> **DIRECTION**
Lift every line from the entries that includes the word "full".

> **INFORMATION GIVEN**
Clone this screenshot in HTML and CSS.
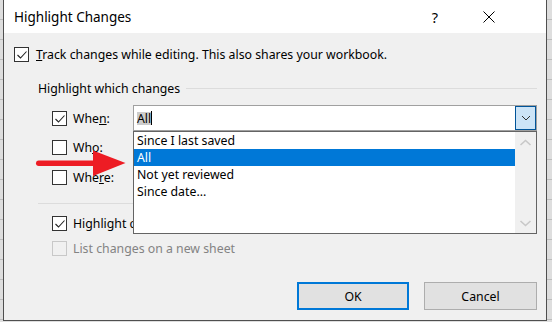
FILE: index.html
```html
<!DOCTYPE html>
<html>
<head>
<meta charset="utf-8">
<link rel="stylesheet" href="styles.css">
</head>
<body>
<div class="dialog">
  <div class="titlebar">
    <span class="title">Highlight Changes</span>
    <span class="help">?</span>
    <span class="close"><svg width="12" height="12" viewBox="0 0 12 12"><path d="M0.5 0.5L11.5 11.5M11.5 0.5L0.5 11.5" stroke="#000" stroke-width="1" fill="none"/></svg></span>
  </div>
  <div class="content">
    <div class="track">
      <span class="cb"><svg width="13" height="13" viewBox="0 0 13 13"><polyline points="2.5,7 5.5,10 11.5,3.5" fill="none" stroke="#222" stroke-width="1.1"/></svg></span>
      <span><u>T</u>rack changes while editing. This also shares your workbook.</span>
    </div>
    <div class="group">
      <div class="group-head"><span>Highlight which changes</span><span class="rule"></span></div>
      <div class="opt when">
        <span class="cb"><svg width="13" height="13" viewBox="0 0 13 13"><polyline points="2.5,7 5.5,10 11.5,3.5" fill="none" stroke="#222" stroke-width="1.1"/></svg></span>
        <span class="lbl">Whe<u>n</u>:</span>
        <div class="combo">
          <div class="val"><span class="sel">All</span><span class="caret"></span></div>
          <div class="ddbtn"><svg width="10" height="6" viewBox="0 0 10 6"><polyline points="1,1 5,5 9,1" fill="none" stroke="#333" stroke-width="1"/></svg></div>
        </div>
      </div>
      <div class="opt who">
        <span class="cb"></span>
        <span class="lbl">Wh<u>o</u>:</span>
      </div>
      <div class="opt where">
        <span class="cb"></span>
        <span class="lbl">Whe<u>r</u>e:</span>
      </div>
      <div class="sep"></div>
      <div class="opt screen">
        <span class="cb"><svg width="13" height="13" viewBox="0 0 13 13"><polyline points="2.5,7 5.5,10 11.5,3.5" fill="none" stroke="#222" stroke-width="1.1"/></svg></span>
        <span class="lbl">Highlight changes on screen</span>
      </div>
      <div class="opt list disabled">
        <span class="cb"></span>
        <span class="lbl">List changes on a new sheet</span>
      </div>
    </div>
    <div class="buttons">
      <div class="btn ok">OK</div>
      <div class="btn cancel">Cancel</div>
    </div>
  </div>
  <div class="dropdown">
    <div class="items">
      <div class="item">Since I last saved</div>
      <div class="item hl">All</div>
      <div class="item">Not yet reviewed</div>
      <div class="item">Since date...</div>
    </div>
    <div class="sb">
      <svg width="21" height="101" viewBox="0 0 21 101"><polyline points="5.5,13 10.5,8.5 15.5,13" fill="none" stroke="#c8c8c8" stroke-width="1.6"/><polyline points="5.5,89 10.5,93.5 15.5,89" fill="none" stroke="#c8c8c8" stroke-width="1.6"/></svg>
    </div>
  </div>
  <svg class="arrow" width="100" height="35" viewBox="30 145 100 35">
    <rect x="36" y="160.5" width="62" height="5.5" rx="2.75" fill="#ed1c24"/>
    <polygon points="93,150.5 125.5,163 93,176" fill="#ed1c24"/>
  </svg>
</div>
</body>
</html>
```

FILE: styles.css
```css
* { box-sizing: border-box; }
html, body { margin: 0; padding: 0; }
body {
  width: 552px;
  height: 322px;
  overflow: hidden;
  background-color: #dedede;
  background-image: repeating-linear-gradient(to bottom, #dedede 0, #dedede 19px, #bdbdbd 19px, #bdbdbd 20px);
  font-family: "Segoe UI", "Noto Sans", sans-serif;
  font-size: 12.3px;
  color: #000;
}
.dialog {
  position: relative;
  margin-left: 3px;
  width: 544px;
  height: 321px;
  border: 1px solid #4f4f4f;
  border-top: 0;
  background: #f0f0f0;
  display: flex;
  flex-direction: column;
}
.titlebar {
  height: 33px;
  flex: none;
  background: #fff;
  display: flex;
  align-items: center;
  padding-left: 10px;
  padding-right: 34px;
  font-size: 13.5px;
}
.title { flex: 1; }
.help { width: 20px; text-align: center; font-size: 14.5px; }
.close { width: 46px; margin-left: 21px; display: flex; justify-content: center; align-items: center; }
.close svg { display: block; }
.content {
  flex: 1;
  padding: 14px 9px 0 10px;
}
.cb {
  width: 15px;
  height: 15px;
  flex: none;
  border: 1px solid #333;
  background: #fff;
  display: flex;
}
.cb svg { display: block; }
.track {
  display: flex;
  align-items: center;
  gap: 7px;
  height: 15px;
}
.group { margin-left: 24px; }
.group-head {
  margin-top: 18px;
  height: 16px;
  display: flex;
  align-items: center;
}
.group-head .rule {
  flex: 1;
  height: 1px;
  background: #dcdcdc;
  margin-left: 6px;
}
.opt {
  display: flex;
  align-items: center;
  gap: 6px;
  height: 15px;
  padding-left: 14px;
}
.when { height: 26px; margin-top: 9px; }
.when .lbl { width: 54px; }
.who { margin-top: 9px; }
.where { margin-top: 15px; }
.sep { margin-top: 18px; height: 1px; background: #dcdcdc; }
.screen { margin-top: 12px; }
.list { margin-top: 10px; }
.disabled { color: #838383; }
.disabled .cb { border-color: #c8c8c8; background: #f0f0f0; }
.combo {
  flex: 1;
  height: 26px;
  border: 1px solid #a0a0a0;
  background: #fff;
  display: flex;
}
.val {
  flex: 1;
  padding-left: 3px;
  display: flex;
  align-items: center;
}
.sel { background: #cccccc; line-height: 13px; }
.caret { width: 1px; height: 14px; background: #000; }
.ddbtn {
  width: 21px;
  height: 24px;
  border: 1px solid #005499;
  background: #cce4f7;
  display: flex;
  align-items: center;
  justify-content: center;
}
.ddbtn svg { display: block; }
.buttons {
  margin-top: 26px;
  display: flex;
  justify-content: flex-end;
  gap: 15px;
}
.btn {
  height: 28px;
  background: #e1e1e1;
  display: flex;
  align-items: center;
  justify-content: center;
}
.ok { width: 112px; border: 2px solid #0078d7; }
.cancel { width: 113px; border: 1px solid #adadad; }
.dropdown {
  position: absolute;
  left: 129px;
  top: 131px;
  width: 404px;
  height: 103px;
  border: 1px solid #646464;
  background: #fff;
  display: flex;
}
.items { flex: 1; }
.item {
  height: 17px;
  line-height: 17px;
  padding-left: 3px;
}
.item.hl { background: #0078d7; color: #fff; }
.sb { width: 21px; background: #f0f0f0; }
.sb svg { display: block; }
.arrow {
  position: absolute;
  left: 26px;
  top: 145px;
}
```
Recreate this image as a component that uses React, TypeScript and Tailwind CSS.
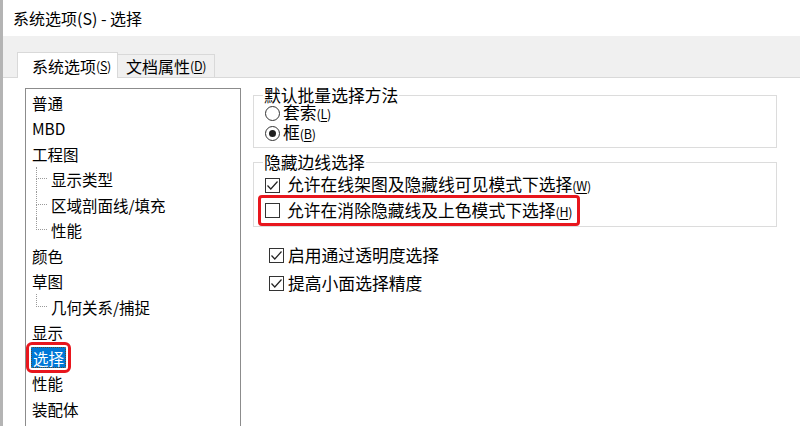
const font = { fontFamily: '"Noto Sans CJK SC", "Noto Sans", sans-serif' };

const Key = ({ k }: { k: string }) => (
  <span className="text-[12.5px] tracking-[-0.3px]">
    (<span className="underline underline-offset-2">{k}</span>)
  </span>
);

const CheckBox = ({ checked }: { checked?: boolean }) => (
  <span className="w-[15px] h-[15px] border border-[#333] bg-white flex items-center justify-center shrink-0">
    {checked && (
      <svg width="13" height="13" viewBox="0 0 13 13">
        <polyline points="1.5,6.5 4.8,10 11.5,2.5" fill="none" stroke="#222" strokeWidth="1.2" />
      </svg>
    )}
  </span>
);

const Radio = ({ checked }: { checked?: boolean }) => (
  <span className="w-[15px] h-[15px] rounded-full border border-[#333] bg-white flex items-center justify-center shrink-0">
    {checked && <span className="w-[7px] h-[7px] rounded-full bg-[#1f1f1f]" />}
  </span>
);

type Node = { label: string; children?: string[]; selected?: boolean };

const tree: Node[] = [
  { label: "普通" },
  { label: "MBD" },
  { label: "工程图", children: ["显示类型", "区域剖面线/填充", "性能"] },
  { label: "颜色" },
  { label: "草图", children: ["几何关系/捕捉"] },
  { label: "显示" },
  { label: "选择", selected: true },
  { label: "性能" },
  { label: "装配体" },
];

const ChildRow = ({ label, last }: { label: string; last: boolean }) => (
  <div className="h-[25.5px] flex items-stretch">
    <div className="ml-[10px] w-[11px] flex flex-col">
      <div className="h-1/2 border-l border-b border-dotted border-[#9a9a9a]" />
      <div className={`h-1/2 ${last ? "" : "border-l border-dotted border-[#9a9a9a]"}`} />
    </div>
    <span className="ml-[4px] self-center">{label}</span>
  </div>
);

const Tree = () => (
  <div className="w-[216px] h-[360px] border border-[#8c8c8c] bg-white pt-[1px] text-[15.5px] leading-[20px] text-black">
    {tree.map((n) => (
      <div key={n.label + (n.children ? "p" : "")}>
        <div className="h-[25.5px] flex items-center pl-[6px]">
          {n.selected ? (
            <span className="bg-[#0078d7] text-white h-[21px] px-[1px] flex items-center border border-dotted border-[#5a4a2a] outline-[3px] outline-solid outline-[#e8161d] outline-offset-[2px] rounded-[1px] -ml-[1px]">
              {n.label}
            </span>
          ) : (
            <span>{n.label}</span>
          )}
        </div>
        {n.children?.map((c, i) => (
          <ChildRow key={c} label={c} last={i === n.children!.length - 1} />
        ))}
      </div>
    ))}
  </div>
);

const Group = ({ title, children }: { title: string; children: React.ReactNode }) => (
  <fieldset className="border border-[#dcdcdc] w-[524px] pl-0 pb-0">
    <legend className="ml-[9px] px-[1px] leading-[16px]">{title}</legend>
    {children}
  </fieldset>
);

export default function App() {
  return (
    <div
      className="w-[800px] h-[426px] overflow-hidden bg-white border-l-[3px] border-[#b4b4b4] text-black"
      style={font}
    >
      <div className="h-[36px] flex items-center pl-[10px] text-[16px] leading-[20px]">
        系统选项(S) - 选择
      </div>

      <div className="h-[42px] bg-[#f0f0f0] border-b border-[#d9d9d9] flex items-end pl-[14px] text-[16px] leading-[20px]">
        <div className="h-[26px] -mb-px bg-white border border-b-0 border-[#d9d9d9] pl-[14px] pr-[2px] flex items-center w-[101px]">
          系统选项<Key k="S" />
        </div>
        <div className="h-[23px] bg-[#f0f0f0] border border-l-0 border-b-0 border-[#d9d9d9] pl-[8px] flex items-center w-[97px]">
          文档属性<Key k="D" />
        </div>
      </div>

      <div className="flex pt-[10px] pl-[22px]">
        <Tree />

        <div className="ml-[12px] text-[16.8px] leading-[17px] -mt-[1px]">
          <Group title="默认批量选择方法">
            <div className="pl-[11px] pb-[4px]">
              <div className="h-[20px] flex items-center gap-[3px]">
                <Radio />
                <span>
                  套索<Key k="L" />
                </span>
              </div>
              <div className="h-[20px] flex items-center gap-[3px]">
                <Radio checked />
                <span>
                  框<Key k="B" />
                </span>
              </div>
            </div>
          </Group>

          <div className="h-[6px]" />

          <Group title="隐藏边线选择">
            <div className="pt-[5px]">
              <div className="h-[20px] flex items-center gap-[7px] pl-[11px]">
                <CheckBox checked />
                <span>
                  允许在线架图及隐藏线可见模式下选择<Key k="W" />
                </span>
              </div>
              <div className="ml-[4px] w-fit h-[31px] border-[3px] border-[#e8161d] rounded-[4px] flex items-center gap-[7px] pl-[4px] pr-[5px]">
                <CheckBox />
                <span>
                  允许在消除隐藏线及上色模式下选择<Key k="H" />
                </span>
              </div>
            </div>
          </Group>

          <div className="pt-[14px] pl-[16px]">
            <div className="h-[28px] flex items-center gap-[4px]">
              <CheckBox checked />
              <span>启用通过透明度选择</span>
            </div>
            <div className="h-[28px] flex items-center gap-[4px]">
              <CheckBox checked />
              <span>提高小面选择精度</span>
            </div>
          </div>
        </div>
      </div>
    </div>
  );
}
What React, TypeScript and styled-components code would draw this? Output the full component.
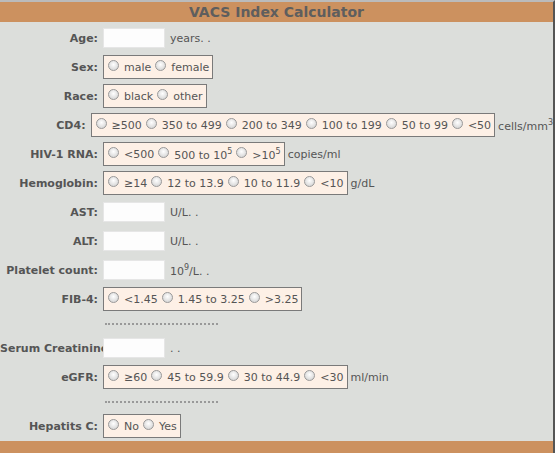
import styled, { createGlobalStyle } from 'styled-components';

const Global = createGlobalStyle`
    html, body { margin: 0; background: #fff; }
    body { font-family: Tahoma, "DejaVu Sans", sans-serif; }
`;

const Page = styled.div`
    width: 555px;
    height: 453px;
    border-right: 2px solid #555;
    border-top: 2px solid #bbb;
    background: #dcdedb;
    display: flex;
    flex-direction: column;
    box-sizing: border-box;
`;

const Header = styled.div`
    height: 21px;
    background: #cc915f;
    color: #5e5e5e;
    font-weight: bold;
    font-size: 14px;
    display: flex;
    align-items: center;
    justify-content: center;
`;

const Body = styled.div`
    flex: 1;
    padding-top: 2px;
`;

const Row = styled.div<{ $h?: number }>`
    height: ${(p) => p.$h ?? 29}px;
    display: flex;
    align-items: center;
    font-size: 11px;
    color: #555;
`;

const Label = styled.div`
    width: 103px;
    text-align: right;
    font-weight: bold;
    padding-right: 5px;
    box-sizing: border-box;
    white-space: nowrap;
`;

const Input = styled.div`
    width: 62px;
    height: 20px;
    background: #fdfdfd;
    border: 1px solid #e6e6e6;
    box-sizing: border-box;
    margin-right: 5px;
`;

const Group = styled.div`
    height: 24px;
    display: flex;
    align-items: center;
    gap: 4px;
    padding: 0 3px 0 4px;
    background: #fdf0e6;
    border: 1px solid #7a7a7a;
    box-sizing: border-box;
    margin-right: 3px;
`;

const Option = styled.label`
    display: flex;
    align-items: center;
    gap: 5px;
    white-space: nowrap;
`;

const Radio = styled.span`
    width: 9px;
    height: 9px;
    border-radius: 50%;
    border: 1px solid #999;
    background: radial-gradient(circle at 50% 40%, #fff, #ccc);
    margin-top: -3px;
`;

const Unit = styled.span`
    white-space: nowrap;
`;

const Dotted = styled.div`
    margin-left: 105px;
    width: 113px;
    border-top: 2px dotted #999;
    height: 0;
`;

const Footer = styled.div`
    height: 13px;
    background: #cc915f;
`;

type Field = { label: string; kind: 'input' | 'radio' | 'dots'; options?: React.ReactNode[]; unit?: React.ReactNode };

const fields: Field[] = [
    { label: 'Age:', kind: 'input', unit: 'years. .' },
    { label: 'Sex:', kind: 'radio', options: ['male', 'female'] },
    { label: 'Race:', kind: 'radio', options: ['black', 'other'] },
    { label: 'CD4:', kind: 'radio', options: ['≥500', '350 to 499', '200 to 349', '100 to 199', '50 to 99', '<50'], unit: <>cells/mm<sup style={{ fontSize: 8 }}>3</sup></> },
    { label: 'HIV-1 RNA:', kind: 'radio', options: ['<500', <>500 to 10<sup style={{ fontSize: 8 }}>5</sup></>, <>&gt;10<sup style={{ fontSize: 8 }}>5</sup></>], unit: 'copies/ml' },
    { label: 'Hemoglobin:', kind: 'radio', options: ['≥14', '12 to 13.9', '10 to 11.9', '<10'], unit: 'g/dL' },
    { label: 'AST:', kind: 'input', unit: 'U/L. .' },
    { label: 'ALT:', kind: 'input', unit: 'U/L. .' },
    { label: 'Platelet count:', kind: 'input', unit: <>10<sup style={{ fontSize: 8 }}>9</sup>/L. .</> },
    { label: 'FIB-4:', kind: 'radio', options: ['<1.45', '1.45 to 3.25', '>3.25'] },
    { label: '', kind: 'dots' },
    { label: 'Serum Creatinine:', kind: 'input', unit: '. .' },
    { label: 'eGFR:', kind: 'radio', options: ['≥60', '45 to 59.9', '30 to 44.9', '<30'], unit: 'ml/min' },
    { label: '', kind: 'dots' },
    { label: 'Hepatits C:', kind: 'radio', options: ['No', 'Yes'] },
];

export default function App() {
    return (
        <Page>
            <Global />
            <Header>VACS Index Calculator</Header>
            <Body>
                {fields.map((f, i) =>
                    f.kind === 'dots' ? (
                        <Row key={i} $h={20}>
                            <Dotted />
                        </Row>
                    ) : (
                        <Row key={i}>
                            <Label>{f.label}</Label>
                            {f.kind === 'input' ? (
                                <Input />
                            ) : (
                                <Group>
                                    {f.options!.map((o, j) => (
                                        <Option key={j}>
                                            <Radio />
                                            <span>{o}</span>
                                        </Option>
                                    ))}
                                </Group>
                            )}
                            {f.unit && <Unit>{f.unit}</Unit>}
                        </Row>
                    )
                )}
            </Body>
            <Footer />
        </Page>
    );
}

> **ANSWER TO THE EXERCISE**
  <span className="w-[15px] h-[15px] rounded-full border border-[#333] bg-white flex items-center justify-center shrink-0">
    {checked && <span className="w-[7px] h-[7px] rounded-full bg-[#1f1f1f]" />}
What React, TypeScript and styled-components code would draw this? Output the full component.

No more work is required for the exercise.